The semantics are substantially similar to Peritext’s, but we use somewhat different internal representations. For example, we store formatting span starts and ends in a separate LocalList instead of inline with the text (which is stored in a CValueList).

CSet

Unique Set of CRDTs

Designing Data Structures for Collaborative Apps, Matthew Weidner. The Unique Set (U-Set) with non-CRDT values is from A Comprehensive Study of Convergent and Commutative Replicated Data Types, Marc Shapiro, Nuno Preguiça, Carlos Baquero, and Marek Zawirski.

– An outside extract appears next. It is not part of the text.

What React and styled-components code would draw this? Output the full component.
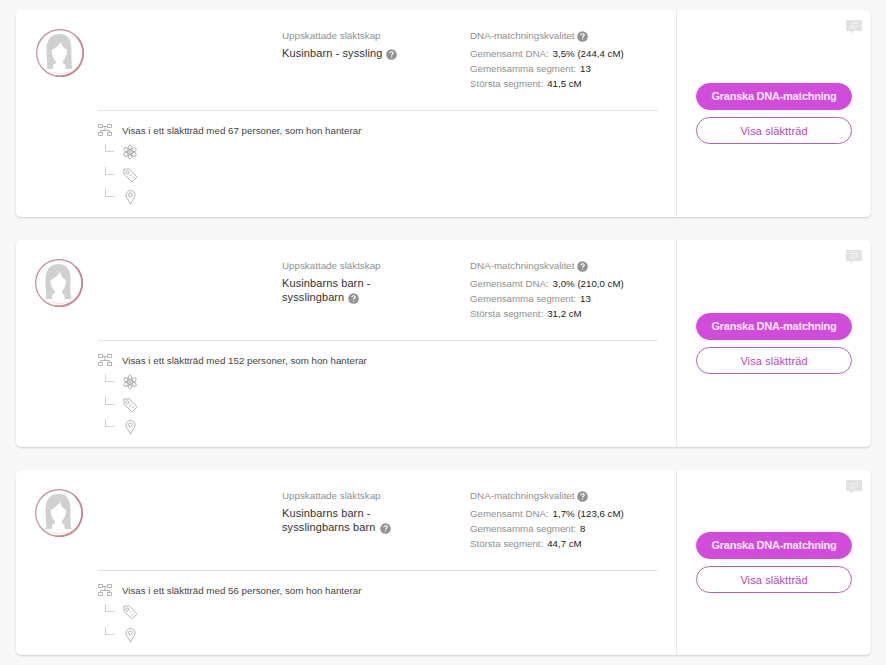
import React from "react";
import styled, { createGlobalStyle } from "styled-components";

const GlobalStyle = createGlobalStyle`
  * { box-sizing: border-box; }
  body { margin: 0; background: #f7f7f7; font-family: "Liberation Sans", Arial, sans-serif; }
`;

const Page = styled.main`
  display: flex;
  flex-direction: column;
  gap: 23px;
  height: 665px;
  padding: 10px 15px 0 16px;
  overflow: hidden;
  background: #f7f7f7;
`;

const Card = styled.article`
  position: relative;
  display: flex;
  flex: none;
  height: ${(p) => p.$height}px;
  background: #fff;
  border-radius: 5px;
  box-shadow: 0 1px 2px rgba(0, 0, 0, 0.17);
`;

const Main = styled.div`
  display: flex;
  width: 660px;
  padding: 18px 18px 0 ${(p) => p.$inset}px;
`;

const AvatarSvg = styled.svg`
  flex: none;
  width: 48px;
  height: 48px;
  margin-top: 1px;
  margin-right: ${(p) => p.$gap}px;
`;

const Details = styled.div`
  display: flex;
  flex-direction: column;
  width: 560px;
`;

const Summary = styled.div`
  display: flex;
  height: 83px;
  padding-left: 184px;
  border-bottom: 1px solid #e2e2e2;
`;

const Column = styled.section`
  width: ${(p) => p.$width}px;
`;

const Label = styled.div`
  display: flex;
  align-items: center;
  height: 14px;
  font-size: 9.8px;
  color: #8f8f8f;
  white-space: nowrap;

  svg {
    margin-top: 2px;
  }
`;

const Relationship = styled.div`
  margin-top: 4px;
  font-size: 11px;
  line-height: 14px;
  letter-spacing: 0.1px;
  color: #333;
  white-space: nowrap;
`;

const HelpSvg = styled.svg`
  width: 11px;
  height: 11px;
  margin-left: ${(p) => p.$gap}px;
  vertical-align: -3px;
`;

const Stats = styled.dl`
  margin: 4px 0 0;
`;

const Stat = styled.div`
  display: flex;
  gap: 4px;
  height: 15px;
  font-size: 9.7px;
  line-height: 15px;
  white-space: nowrap;
`;

const StatName = styled.dt`
  color: #8f8f8f;
`;

const StatValue = styled.dd`
  margin: 0;
  color: #222;
`;

const TreeRow = styled.div`
  display: flex;
  align-items: center;
  gap: 9px;
  height: 16px;
  margin-top: 11px;
  font-size: 9.75px;
  color: #444;
  white-space: nowrap;
`;

const TreeSvg = styled.svg`
  width: 15px;
  height: 14px;
`;

const Branches = styled.ul`
  list-style: none;
  margin: 3px 0 0;
  padding: 0 0 0 7px;
`;

const Branch = styled.li`
  display: flex;
  align-items: center;
  gap: 8px;
  height: 22.5px;
`;

const Elbow = styled.span`
  width: 9px;
  height: 8px;
  margin-top: -8px;
  border-left: 1px solid #cfcfcf;
  border-bottom: 1px solid #cfcfcf;
`;

const BranchSvg = styled.svg`
  width: 16px;
  height: 16px;
`;

const Actions = styled.aside`
  display: flex;
  flex-direction: column;
  justify-content: center;
  gap: 7px;
  width: 195px;
  padding: 0 19px;
  border-left: 1px solid #e9e9e9;
`;

const Button = styled.button`
  height: 27px;
  padding: ${(p) => (p.$primary ? "0 0 1px" : "0")};
  border: 1px solid ${(p) => (p.$primary ? "#d24cdc" : "#b762b9")};
  border-radius: 14px;
  background: ${(p) => (p.$primary ? "#d24cdc" : "#fff")};
  color: ${(p) => (p.$primary ? "#ffe9ff" : "#b34bb8")};
  font-family: inherit;
  font-size: 11px;
  font-weight: ${(p) => (p.$primary ? 700 : 400)};
  letter-spacing: ${(p) => (p.$primary ? -0.25 : 0.1)}px;
`;

const CommentSvg = styled.svg`
  position: absolute;
  top: 10px;
  right: 9px;
  width: 16px;
  height: 14px;
`;

function Avatar({ gap }) {
  return (
    <AvatarSvg $gap={gap} viewBox="0 0 48 48">
      <circle cx="24" cy="24" r="23.3" fill="#fff" stroke="#c48c93" strokeWidth="1.2" />
      <path d="M40.400 7.600A23.300 23.300 0 0 1 20 47" fill="none" stroke="#c98790" strokeWidth="1.7" />
      <path d="M11 40C12 35 10 27 10.500 18C12 8 17 5 23 5C32 5 35.500 11 35.500 20C35.500 28 35 34 36.500 40H11Z" fill="#d0d0d0" />
      <path d="M15.500 21C19 20 23 16 25 13C26 17 28 19.500 31 21C31 27 28.500 31 26 32.500C24 33.500 22 33.500 20.500 32.500C17.500 30.500 15.500 26 15.500 21Z" fill="#fff" />
      <path d="M20 31H27V34L29.500 36V42H17V36L20 34Z" fill="#fff" />
      <path d="M13 43Q24 46 35 43" fill="none" stroke="#efe3e4" strokeWidth="1" />
    </AvatarSvg>
  );
}

function Help({ gap = 4 }) {
  return (
    <HelpSvg $gap={gap} viewBox="0 0 11 11">
      <circle cx="5.500" cy="5.500" r="5.300" fill="#929292" />
      <path d="M3.900 4.300C3.900 2.300 7.200 2.300 7.200 4.100C7.200 5.200 5.600 5.200 5.600 6.500M5.600 7.500V8.600" fill="none" stroke="#fff" strokeWidth="1.200" />
    </HelpSvg>
  );
}

function TreeIcon() {
  return (
    <TreeSvg viewBox="0 0 15 14" fill="none" stroke="#b3b3b3" strokeWidth="1">
      <path d="M.5 1.500H4.500V4.500H.5ZM9.500 1.500H13.500V4.500H9.500ZM.5 9.500H4.500V12.500H.5ZM9.500 9.500H13.500V12.500H9.500ZM4.500 3.500H9.500M7 3.500V7M2.500 9.500V7.500H11.500V9.500" />
    </TreeSvg>
  );
}

function BranchIcon({ kind }) {
  return (
    <BranchSvg viewBox="0 0 16 16" fill="none" stroke="#a9a9a9" strokeWidth=".9">
      {kind === "atom" && (
        <>
          <ellipse cx="8" cy="8" rx="2.300" ry="7" />
          <ellipse cx="8" cy="8" rx="2.300" ry="7" transform="rotate(60 8 8)" />
          <ellipse cx="8" cy="8" rx="2.300" ry="7" transform="rotate(-60 8 8)" />
          <circle cx="8" cy="8" r="1" />
        </>
      )}
      {kind === "tag" && (
        <>
          <path d="M1.700 2.200L7.300 2L14.500 9.200Q15 10 14.500 10.500L10.700 14.200Q10 14.700 9.300 14.200L2.200 7.500Z" />
          <circle cx="5.300" cy="5.500" r="1.500" />
          <path d="M7.700 9.300L9.700 7.300M10 11.300L12 9.300" />
        </>
      )}
      {kind === "pin" && (
        <>
          <path d="M8.500 15C7 11.500 4 8.800 4 6A4.500 4.500 0 0 1 13 6C13 8.800 10 11.500 8.500 15Z" />
          <circle cx="8.500" cy="5.800" r="1.900" />
        </>
      )}
    </BranchSvg>
  );
}

function CommentIcon() {
  return (
    <CommentSvg viewBox="0 0 16 14">
      <path d="M0 0H16V11H7L5 13.500L4 11H0Z" fill="#e2e2e2" />
      <path d="M4 3.500H12M4 6H9M10 6H12M4 8H10" stroke="#f4f4f4" strokeWidth="1" />
    </CommentSvg>
  );
}

const matches = [
  {
    height: 207, inset: 20, relation: ["Kusinbarn - syssling"], shared: "3,5% (244,4 cM)",
    segments: "13", largest: "41,5 cM", people: 67, branches: ["atom", "tag", "pin"],
  },
  {
    height: 207, inset: 19, relation: ["Kusinbarns barn -", "sysslingbarn"], shared: "3,0% (210,0 cM)",
    segments: "13", largest: "31,2 cM", people: 152, branches: ["atom", "tag", "pin"],
  },
  {
    height: 185, inset: 19, relation: ["Kusinbarns barn -", "sysslingbarns barn"], shared: "1,7% (123,6 cM)",
    segments: "8", largest: "44,7 cM", people: 56, branches: ["tag", "pin"],
  },
];

function MatchCard({ match }) {
  const lastLine = match.relation.length - 1;
  return (
    <Card $height={match.height}>
      <Main $inset={match.inset}>
        <Avatar gap={34 - match.inset} />
        <Details>
          <Summary>
            <Column $width={188}>
              <Label>Uppskattade släktskap</Label>
              <Relationship>
                {match.relation.map((line, i) => (
                  <div key={line}>{line}{i === lastLine && <Help />}</div>
                ))}
              </Relationship>
            </Column>
            <Column $width={188}>
              <Label>DNA-matchningskvalitet<Help gap={2} /></Label>
              <Stats>
                <Stat><StatName>Gemensamt DNA:</StatName><StatValue>{match.shared}</StatValue></Stat>
                <Stat><StatName>Gemensamma segment:</StatName><StatValue>{match.segments}</StatValue></Stat>
                <Stat><StatName>Största segment:</StatName><StatValue>{match.largest}</StatValue></Stat>
              </Stats>
            </Column>
          </Summary>
          <TreeRow><TreeIcon />Visas i ett släktträd med {match.people} personer, som hon hanterar</TreeRow>
          <Branches>
            {match.branches.map((kind) => (
              <Branch key={kind}><Elbow /><BranchIcon kind={kind} /></Branch>
            ))}
          </Branches>
        </Details>
      </Main>
      <Actions>
        <Button $primary>Granska DNA-matchning</Button>
        <Button>Visa släktträd</Button>
      </Actions>
      <CommentIcon />
    </Card>
  );
}

export default function App() {
  return (
    <>
      <GlobalStyle />
      <Page>
        {matches.map((match) => <MatchCard key={match.people} match={match} />)}
      </Page>
    </>
  );
}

If a value is deleted concurrently to an operation on that value, the delete “wins” and the operation is ignored. That “deleting” semantics comes from Yjs’s Y.Array shared type.

CValueMap

Aggregator of a Multi-Value Register per value

Eventually Consistent Register Revisited, Marek Zawirski, Carlos Baquero, Annette Bieniusa, Nuno Preguiça, and Marc Shapiro

The default aggregator returns the conflicting value with least senderID. That is similar in spirit to a Last-Writer-Wins (LWW) Map - pick an arbitrary causally-maximal value - but it does not use an actual timestamp.

CValueSet

Add-Wins Set / Observed-Remove Set

An Optimized Conflict-free Replicated Set, Annette Bieniusa, Marek Zawirski, Nuno Preguiça, Marc Shapiro, Carlos Baquero, Valter Balegas, and Sérgio Duarte

CVar

Aggregator of a Multi-Value Register

Eventually Consistent Register Revisited, Marek Zawirski, Carlos Baquero, Annette Bieniusa, Nuno Preguiça, and Marc Shapiro

The default aggregator returns the conflicting value with least senderID. That is similar in spirit to a Last-Writer-Wins (LWW) Register - pick an arbitrary causally-maximal value - but it does not use an actual timestamp.